Here, I try to write about the congress. I guess I cannot devote enough time to write very organized and well-written reports from the conference, but I try to note my impression about some aspects of it. This means that I try to give a pointer to the papers that I find interesting, write a few key sentences about the content of invited talks, and even mentioning that the coffee was good or not.

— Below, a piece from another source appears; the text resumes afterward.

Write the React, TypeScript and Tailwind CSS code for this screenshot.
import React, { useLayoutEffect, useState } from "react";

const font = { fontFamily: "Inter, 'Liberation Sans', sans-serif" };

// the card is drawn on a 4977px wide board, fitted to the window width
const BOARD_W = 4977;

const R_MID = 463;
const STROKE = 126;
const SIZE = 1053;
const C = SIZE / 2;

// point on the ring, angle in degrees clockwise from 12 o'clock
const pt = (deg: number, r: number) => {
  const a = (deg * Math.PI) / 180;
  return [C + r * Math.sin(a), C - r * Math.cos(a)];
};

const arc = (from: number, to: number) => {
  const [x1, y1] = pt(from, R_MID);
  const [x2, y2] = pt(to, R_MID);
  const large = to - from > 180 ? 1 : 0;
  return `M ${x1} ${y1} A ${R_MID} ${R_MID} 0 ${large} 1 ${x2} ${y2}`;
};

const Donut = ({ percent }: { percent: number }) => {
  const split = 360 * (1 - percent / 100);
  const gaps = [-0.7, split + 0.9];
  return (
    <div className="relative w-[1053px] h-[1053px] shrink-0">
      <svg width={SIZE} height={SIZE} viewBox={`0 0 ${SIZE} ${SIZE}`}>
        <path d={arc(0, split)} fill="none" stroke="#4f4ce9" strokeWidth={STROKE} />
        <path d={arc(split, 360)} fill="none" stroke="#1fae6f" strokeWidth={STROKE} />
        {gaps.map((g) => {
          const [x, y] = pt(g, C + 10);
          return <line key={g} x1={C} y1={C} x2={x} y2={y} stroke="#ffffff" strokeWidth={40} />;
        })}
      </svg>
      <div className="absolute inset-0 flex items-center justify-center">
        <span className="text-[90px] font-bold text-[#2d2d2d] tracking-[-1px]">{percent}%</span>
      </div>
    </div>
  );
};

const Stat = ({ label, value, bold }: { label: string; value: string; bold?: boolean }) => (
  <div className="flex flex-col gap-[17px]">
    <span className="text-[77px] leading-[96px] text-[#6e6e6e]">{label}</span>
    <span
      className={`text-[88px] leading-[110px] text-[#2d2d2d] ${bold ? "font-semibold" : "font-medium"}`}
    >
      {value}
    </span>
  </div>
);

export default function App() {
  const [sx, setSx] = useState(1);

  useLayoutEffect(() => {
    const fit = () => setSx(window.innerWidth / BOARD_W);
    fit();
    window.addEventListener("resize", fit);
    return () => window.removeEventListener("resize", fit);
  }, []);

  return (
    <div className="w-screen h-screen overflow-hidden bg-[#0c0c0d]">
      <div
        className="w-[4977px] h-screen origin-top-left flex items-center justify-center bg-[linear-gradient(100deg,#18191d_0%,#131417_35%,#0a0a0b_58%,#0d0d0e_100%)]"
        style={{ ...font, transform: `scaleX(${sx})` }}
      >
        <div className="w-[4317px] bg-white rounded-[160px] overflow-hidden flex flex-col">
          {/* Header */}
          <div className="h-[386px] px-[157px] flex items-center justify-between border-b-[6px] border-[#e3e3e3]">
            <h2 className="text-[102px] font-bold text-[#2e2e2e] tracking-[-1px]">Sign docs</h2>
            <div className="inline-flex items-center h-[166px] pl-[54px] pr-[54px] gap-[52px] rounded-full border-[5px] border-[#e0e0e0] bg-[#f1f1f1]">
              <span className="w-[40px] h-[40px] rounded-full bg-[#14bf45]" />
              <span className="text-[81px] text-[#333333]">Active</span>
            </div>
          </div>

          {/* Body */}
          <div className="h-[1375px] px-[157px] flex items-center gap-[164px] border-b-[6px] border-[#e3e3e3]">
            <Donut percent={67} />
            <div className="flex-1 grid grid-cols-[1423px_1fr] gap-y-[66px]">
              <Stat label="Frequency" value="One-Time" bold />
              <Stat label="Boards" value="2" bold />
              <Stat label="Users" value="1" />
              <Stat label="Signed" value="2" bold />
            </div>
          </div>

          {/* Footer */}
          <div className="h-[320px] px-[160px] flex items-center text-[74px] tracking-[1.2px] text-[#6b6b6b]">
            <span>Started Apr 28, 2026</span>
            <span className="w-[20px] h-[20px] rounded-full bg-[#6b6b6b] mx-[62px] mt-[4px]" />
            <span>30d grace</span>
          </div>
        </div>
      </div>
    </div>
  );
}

One important thing that I must emphasize is that I cannot attend all sessions for sure (and there are usually 15 parallel sessions). This means that I may miss many good papers. Anyway, let’s see what will happen.

AI in the right way?

The question is this: Are we, as AI-interested people, going in the right direction in our research? Don’t we get stuck in a local minimum of the research and lose the currect direction?
Let’s be more precise. I assume that the goal of AI research is making a machine as intelligent and as capable as a human is (or even more). In this regard, I am a strong AI believer. Although I consider applied-AI (the AI that is used for helping human feel better and solve their daily needs) worthy, I do not believe it as the ultimate goal of the field (though it is just a subjective viewpoint).

Todays we have many different and powerful tools that all of them are considered as a part of AI, e.g. sophisticated margin maximizer used as a classifier for our pattern recognition problems, mathematically sound statistical theory of learning, different searching methods, several evolutionary-inspired methods, and many others. Now, if I ask you whether we can make an intelligent machine or not, what will be your answer? My answer is not! We cannot build it by our current level of knowledge. And I suspect we cannot make it even if we find better and tighter generalization bounds in the future! (;

I cannot prove it for sure (nobody can do!), but I feel so. I like this mathematical sophistication, but I think research on these topics distracted our mind from seeing the big picture. Where is a SVM is supposed to be in our intelligent robot? In its visual cortex?! 😀
What is the current way? I do not know. However, I have a guess. I will write more about it later.